Dicen que Donna Tartt tardó diez años en escribir El jilguero. Dicen, junto a algunos de los libros de Jonathan Franzen, que se trata de una de las primeras obras maestras del siglo XXI o, al menos, una de las grandes novelas americanas de nuestro siglo. Como siempre, yo que no soy ninguna devota de los ganadores del Pulitzer ni de ningún otro premio por mucho que la comunidad literaria se haya puesto de acuerdo para encumbrarlo hasta lo más alto, decidí leer este libro simplemente porque contiene algunos de los ingredientes que suelen cautivarme en las novelas que más me gustan. Y bueno, quizás también me dejé llevar por algunas buenas críticas que fui leyendo aquí y allá.
La novela trata sobre la peripecia vital de un chaval que tiene la mala fortuna de sufrir, junto a otras víctimas, un ataque terrorista. No sabemos quién o quiénes son los autores del atentado y ésta es, desde mi punto de vista, una carencia argumental del libro. La bomba explota en un conocido museo de Nueva York justo en el momento en el que su madre y él visitan una exposición. El atentado marca para siempre la vida de Theo por varios motivos: su madre, que es quien tiene su custodia, muere en la explosión; antes de escapar del museo, Theo asiste a un hombre mayor que yace agonizante en el suelo y, por algún motivo, en medio del desconcierto, Theo sigue las indicaciones del anciano y «salva» uno de los cuadros de la sala en la que se encuentran, el famoso «Jilguero» de Carel Fabritius. A partir de ese momento, acompañamos a Theo a lo largo de más de 1.200 páginas a través de su intensa experiencia vital.
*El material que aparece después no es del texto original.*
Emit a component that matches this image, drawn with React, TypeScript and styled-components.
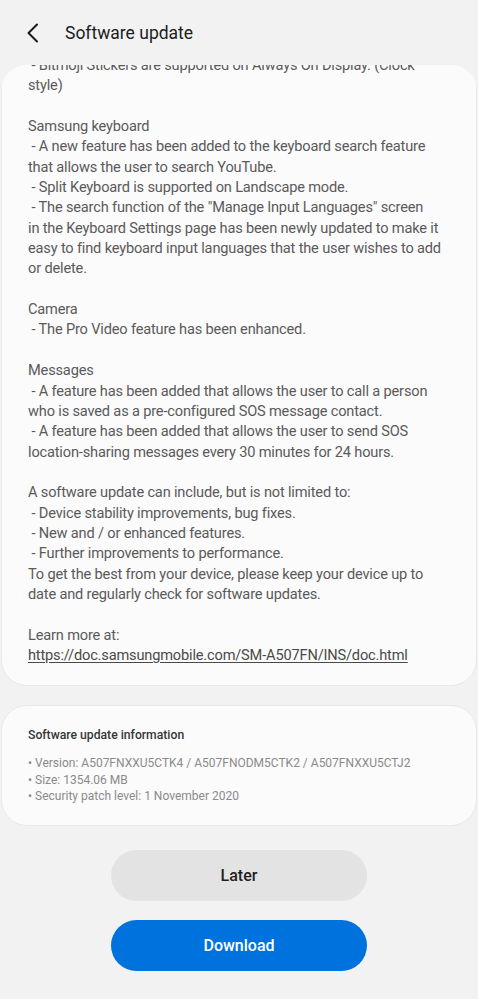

Lo especial del argumento es que la vida del protagonista estará marcada durante toda la novela por el vínculo con el cuadro «salvado», «robado», «secuestrado» o como quiera que, dependiendo del momento, su propia impresión sobre los hechos le haga juzgar.
Junto a Theo, personaje excelentemente perfilado en su personalidad de joven atormentado por las circunstancias que le han tocado vivir, por la novela discurren otros personajes interesantes, algunos de ellos verdaderamente geniales como es el caso de Boris, el amigo ruso que Theo conoce en Las Vegas y que colabora en gran medida a los giros inesperados que experimenta la obra. Las partes de la novela en las que más me he divertido han sido aquellas en las que aparecía este personaje. Otra de las piezas fundamentales de la novela es Hobie, una figura entrañable que supone para Theo el bote salvavidas al que agarrarse en medio de un mundo que parece haberle abandonado a su suerte.
La novela no se resume simplemente en un buen argumento y unos personajes sólidos, sino que también nos deja reflexiones intensas sobre la vida (o la muerte), aunque no siempre optimistas. De hecho, el libro termina con una larga reflexión final después de un desenlace que quizás no es lo mejor del libro pero que, en cualquier caso, tampoco decepciona.
Sea o no sea una de las grandes novelas contemporáneas, merece la pena leerlo aunque haya que dedicarle un largo tiempo de lectura. Probablemente repetiré con esta autora.